## SHORT EXERCISE:
Collect all the lines that mention the word "components".
** start of GIVEN RECORDS **
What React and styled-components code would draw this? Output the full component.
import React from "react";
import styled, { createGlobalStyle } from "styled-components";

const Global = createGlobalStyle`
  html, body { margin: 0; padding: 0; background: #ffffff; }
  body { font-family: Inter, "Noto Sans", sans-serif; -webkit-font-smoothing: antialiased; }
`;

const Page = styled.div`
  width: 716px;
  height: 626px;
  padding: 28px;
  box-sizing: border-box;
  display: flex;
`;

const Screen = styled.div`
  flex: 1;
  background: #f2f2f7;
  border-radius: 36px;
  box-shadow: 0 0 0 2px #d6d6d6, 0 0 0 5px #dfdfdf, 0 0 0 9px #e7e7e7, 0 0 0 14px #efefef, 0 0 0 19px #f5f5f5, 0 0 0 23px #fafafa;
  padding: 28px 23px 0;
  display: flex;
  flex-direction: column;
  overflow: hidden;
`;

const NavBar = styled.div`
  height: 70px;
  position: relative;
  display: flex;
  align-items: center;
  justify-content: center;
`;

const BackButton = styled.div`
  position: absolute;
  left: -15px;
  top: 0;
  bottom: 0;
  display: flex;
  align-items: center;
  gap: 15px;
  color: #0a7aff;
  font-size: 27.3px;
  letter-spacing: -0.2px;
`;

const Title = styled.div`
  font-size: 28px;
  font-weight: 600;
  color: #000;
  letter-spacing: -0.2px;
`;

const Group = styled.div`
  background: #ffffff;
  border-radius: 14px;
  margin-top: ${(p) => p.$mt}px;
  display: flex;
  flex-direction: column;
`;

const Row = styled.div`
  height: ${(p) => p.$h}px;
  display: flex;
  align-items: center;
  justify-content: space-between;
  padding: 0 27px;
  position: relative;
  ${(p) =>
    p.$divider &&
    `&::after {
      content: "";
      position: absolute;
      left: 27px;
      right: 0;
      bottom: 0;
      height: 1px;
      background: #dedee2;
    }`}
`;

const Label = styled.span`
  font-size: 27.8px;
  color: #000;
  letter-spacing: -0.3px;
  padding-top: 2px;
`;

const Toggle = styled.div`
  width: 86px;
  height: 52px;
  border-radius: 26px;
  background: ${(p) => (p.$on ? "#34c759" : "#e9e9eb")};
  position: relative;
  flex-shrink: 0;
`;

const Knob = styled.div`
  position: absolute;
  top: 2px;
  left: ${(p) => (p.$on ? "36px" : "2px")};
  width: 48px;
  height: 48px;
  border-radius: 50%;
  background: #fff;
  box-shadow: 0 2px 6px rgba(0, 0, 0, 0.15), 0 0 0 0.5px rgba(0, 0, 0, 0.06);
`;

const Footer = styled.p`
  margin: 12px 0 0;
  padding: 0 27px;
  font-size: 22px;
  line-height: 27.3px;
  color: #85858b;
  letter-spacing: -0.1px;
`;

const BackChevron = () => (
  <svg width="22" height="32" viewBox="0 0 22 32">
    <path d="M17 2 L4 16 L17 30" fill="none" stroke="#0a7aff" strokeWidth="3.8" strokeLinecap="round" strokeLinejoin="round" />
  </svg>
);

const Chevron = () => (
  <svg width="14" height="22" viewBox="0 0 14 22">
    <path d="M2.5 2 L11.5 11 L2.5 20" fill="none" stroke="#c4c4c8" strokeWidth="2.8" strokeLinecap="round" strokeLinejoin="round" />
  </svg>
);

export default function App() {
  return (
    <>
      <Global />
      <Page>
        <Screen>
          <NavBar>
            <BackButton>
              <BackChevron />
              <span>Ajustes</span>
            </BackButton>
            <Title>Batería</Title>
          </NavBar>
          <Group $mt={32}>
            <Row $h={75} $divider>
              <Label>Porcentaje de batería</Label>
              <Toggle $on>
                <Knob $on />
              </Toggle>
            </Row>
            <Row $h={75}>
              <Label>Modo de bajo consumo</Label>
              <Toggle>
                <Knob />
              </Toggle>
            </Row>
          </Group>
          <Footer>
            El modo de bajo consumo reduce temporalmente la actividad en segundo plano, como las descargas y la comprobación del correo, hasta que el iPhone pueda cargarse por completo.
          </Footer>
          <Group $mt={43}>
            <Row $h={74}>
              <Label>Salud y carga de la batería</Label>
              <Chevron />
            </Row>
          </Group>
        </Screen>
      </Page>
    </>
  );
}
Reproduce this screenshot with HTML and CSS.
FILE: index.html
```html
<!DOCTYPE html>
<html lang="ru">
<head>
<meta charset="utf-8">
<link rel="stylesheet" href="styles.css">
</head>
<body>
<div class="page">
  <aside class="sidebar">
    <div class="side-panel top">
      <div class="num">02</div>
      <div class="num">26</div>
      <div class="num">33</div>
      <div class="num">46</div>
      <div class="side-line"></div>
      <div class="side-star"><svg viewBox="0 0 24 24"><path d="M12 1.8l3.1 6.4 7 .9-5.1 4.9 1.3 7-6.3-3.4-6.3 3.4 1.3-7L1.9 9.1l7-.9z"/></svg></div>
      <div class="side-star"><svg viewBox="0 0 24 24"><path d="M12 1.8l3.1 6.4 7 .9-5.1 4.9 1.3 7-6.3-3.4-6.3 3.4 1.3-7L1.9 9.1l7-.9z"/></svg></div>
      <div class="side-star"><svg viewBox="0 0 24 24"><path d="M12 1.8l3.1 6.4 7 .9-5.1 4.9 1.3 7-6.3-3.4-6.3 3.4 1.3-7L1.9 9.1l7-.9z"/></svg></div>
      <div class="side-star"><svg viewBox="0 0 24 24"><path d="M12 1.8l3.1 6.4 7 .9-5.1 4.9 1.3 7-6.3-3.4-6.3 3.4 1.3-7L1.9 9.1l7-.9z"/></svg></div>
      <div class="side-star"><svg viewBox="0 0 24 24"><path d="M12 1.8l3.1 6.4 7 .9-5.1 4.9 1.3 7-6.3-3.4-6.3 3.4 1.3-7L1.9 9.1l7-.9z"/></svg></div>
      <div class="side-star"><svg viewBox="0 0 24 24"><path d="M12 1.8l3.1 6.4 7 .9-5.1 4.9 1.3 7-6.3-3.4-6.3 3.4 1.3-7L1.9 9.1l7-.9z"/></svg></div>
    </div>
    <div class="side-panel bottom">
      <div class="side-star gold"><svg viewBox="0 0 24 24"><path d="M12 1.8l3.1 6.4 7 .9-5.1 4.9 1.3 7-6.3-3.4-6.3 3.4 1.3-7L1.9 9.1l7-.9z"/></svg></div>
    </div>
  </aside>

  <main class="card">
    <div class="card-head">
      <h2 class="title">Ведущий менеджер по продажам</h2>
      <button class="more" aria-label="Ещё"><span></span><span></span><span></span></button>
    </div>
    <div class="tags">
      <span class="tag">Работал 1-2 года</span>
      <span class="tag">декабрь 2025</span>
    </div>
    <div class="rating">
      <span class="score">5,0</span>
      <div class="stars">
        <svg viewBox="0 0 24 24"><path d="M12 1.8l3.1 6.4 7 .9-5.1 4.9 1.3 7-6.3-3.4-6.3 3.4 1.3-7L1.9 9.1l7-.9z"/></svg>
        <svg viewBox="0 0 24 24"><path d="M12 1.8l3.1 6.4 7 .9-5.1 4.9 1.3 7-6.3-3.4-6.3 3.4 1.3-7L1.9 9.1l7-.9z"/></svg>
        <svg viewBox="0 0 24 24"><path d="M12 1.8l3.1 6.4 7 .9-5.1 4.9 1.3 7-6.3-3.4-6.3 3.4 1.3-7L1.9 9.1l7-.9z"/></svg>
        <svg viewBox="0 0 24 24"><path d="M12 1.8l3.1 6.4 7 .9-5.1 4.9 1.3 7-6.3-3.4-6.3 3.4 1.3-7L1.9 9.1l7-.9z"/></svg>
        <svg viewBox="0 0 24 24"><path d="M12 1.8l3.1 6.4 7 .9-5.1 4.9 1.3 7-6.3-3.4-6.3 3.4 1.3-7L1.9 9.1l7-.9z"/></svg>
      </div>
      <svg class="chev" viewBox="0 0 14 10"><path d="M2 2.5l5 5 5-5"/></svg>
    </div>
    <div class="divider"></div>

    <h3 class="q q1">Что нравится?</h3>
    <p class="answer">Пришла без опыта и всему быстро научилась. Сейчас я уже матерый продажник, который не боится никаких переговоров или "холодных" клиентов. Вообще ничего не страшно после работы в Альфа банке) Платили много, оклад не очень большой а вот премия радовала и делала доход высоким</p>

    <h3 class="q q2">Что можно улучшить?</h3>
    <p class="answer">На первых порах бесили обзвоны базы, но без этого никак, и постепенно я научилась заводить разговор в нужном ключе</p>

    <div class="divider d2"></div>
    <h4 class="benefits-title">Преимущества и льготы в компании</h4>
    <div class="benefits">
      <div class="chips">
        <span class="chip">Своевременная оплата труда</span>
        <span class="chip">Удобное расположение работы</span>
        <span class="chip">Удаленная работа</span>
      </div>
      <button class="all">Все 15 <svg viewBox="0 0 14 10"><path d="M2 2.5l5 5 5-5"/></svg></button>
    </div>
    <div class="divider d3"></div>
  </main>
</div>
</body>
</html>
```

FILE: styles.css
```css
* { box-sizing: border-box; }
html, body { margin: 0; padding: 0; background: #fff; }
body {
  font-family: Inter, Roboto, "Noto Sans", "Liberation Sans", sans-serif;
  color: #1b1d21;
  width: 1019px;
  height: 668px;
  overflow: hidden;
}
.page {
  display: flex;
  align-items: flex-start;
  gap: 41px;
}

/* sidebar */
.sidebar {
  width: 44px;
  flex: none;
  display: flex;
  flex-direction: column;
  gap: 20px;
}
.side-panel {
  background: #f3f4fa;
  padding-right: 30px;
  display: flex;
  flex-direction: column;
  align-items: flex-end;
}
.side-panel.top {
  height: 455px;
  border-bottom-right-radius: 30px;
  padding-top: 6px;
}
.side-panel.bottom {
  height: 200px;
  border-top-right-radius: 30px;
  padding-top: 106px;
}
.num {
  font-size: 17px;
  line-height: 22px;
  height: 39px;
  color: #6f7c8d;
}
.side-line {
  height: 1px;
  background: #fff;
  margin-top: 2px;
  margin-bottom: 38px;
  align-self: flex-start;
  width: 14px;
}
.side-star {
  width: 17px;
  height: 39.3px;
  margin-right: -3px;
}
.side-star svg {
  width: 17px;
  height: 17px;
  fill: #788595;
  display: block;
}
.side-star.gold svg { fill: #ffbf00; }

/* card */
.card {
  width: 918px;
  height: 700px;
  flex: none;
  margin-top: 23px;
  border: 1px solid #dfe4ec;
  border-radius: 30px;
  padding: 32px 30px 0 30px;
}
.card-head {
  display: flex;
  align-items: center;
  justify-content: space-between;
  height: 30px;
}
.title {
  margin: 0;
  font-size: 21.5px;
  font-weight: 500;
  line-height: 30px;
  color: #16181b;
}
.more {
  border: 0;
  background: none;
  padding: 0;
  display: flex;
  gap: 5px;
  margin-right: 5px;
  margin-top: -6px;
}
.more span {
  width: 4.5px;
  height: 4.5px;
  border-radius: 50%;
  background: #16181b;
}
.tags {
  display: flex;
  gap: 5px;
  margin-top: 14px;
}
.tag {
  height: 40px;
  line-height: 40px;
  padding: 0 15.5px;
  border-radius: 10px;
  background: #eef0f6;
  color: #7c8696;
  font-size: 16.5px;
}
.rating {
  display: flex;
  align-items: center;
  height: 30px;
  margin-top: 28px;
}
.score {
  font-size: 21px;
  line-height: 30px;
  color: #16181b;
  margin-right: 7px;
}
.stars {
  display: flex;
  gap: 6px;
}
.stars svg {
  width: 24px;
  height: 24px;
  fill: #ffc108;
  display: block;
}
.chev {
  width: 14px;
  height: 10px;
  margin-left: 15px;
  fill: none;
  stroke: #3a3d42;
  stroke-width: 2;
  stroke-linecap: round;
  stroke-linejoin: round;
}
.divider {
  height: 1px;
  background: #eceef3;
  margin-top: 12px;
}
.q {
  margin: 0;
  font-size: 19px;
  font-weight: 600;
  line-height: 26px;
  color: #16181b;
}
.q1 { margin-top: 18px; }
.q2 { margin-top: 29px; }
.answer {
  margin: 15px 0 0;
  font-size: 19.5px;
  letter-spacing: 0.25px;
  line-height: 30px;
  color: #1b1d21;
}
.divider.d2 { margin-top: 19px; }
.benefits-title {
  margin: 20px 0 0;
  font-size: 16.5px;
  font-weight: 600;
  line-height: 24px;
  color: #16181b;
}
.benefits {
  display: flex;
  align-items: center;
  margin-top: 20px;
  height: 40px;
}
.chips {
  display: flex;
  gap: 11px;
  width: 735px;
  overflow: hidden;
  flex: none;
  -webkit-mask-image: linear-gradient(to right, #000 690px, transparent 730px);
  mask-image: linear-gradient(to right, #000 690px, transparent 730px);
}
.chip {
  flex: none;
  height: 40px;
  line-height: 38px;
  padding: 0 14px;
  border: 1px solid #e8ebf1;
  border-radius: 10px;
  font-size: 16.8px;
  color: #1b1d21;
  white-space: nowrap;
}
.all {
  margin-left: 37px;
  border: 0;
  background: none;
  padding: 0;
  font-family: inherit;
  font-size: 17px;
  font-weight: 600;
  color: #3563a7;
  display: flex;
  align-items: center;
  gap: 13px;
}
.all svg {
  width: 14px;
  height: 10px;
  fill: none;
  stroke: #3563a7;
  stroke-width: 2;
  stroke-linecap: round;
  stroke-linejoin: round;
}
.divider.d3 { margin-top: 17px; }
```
** end of GIVEN RECORDS **
## RESPONSE TO THIS EXERCISE:
What React and styled-components code would draw this? Output the full component.
import styled, { createGlobalStyle } from "styled-components";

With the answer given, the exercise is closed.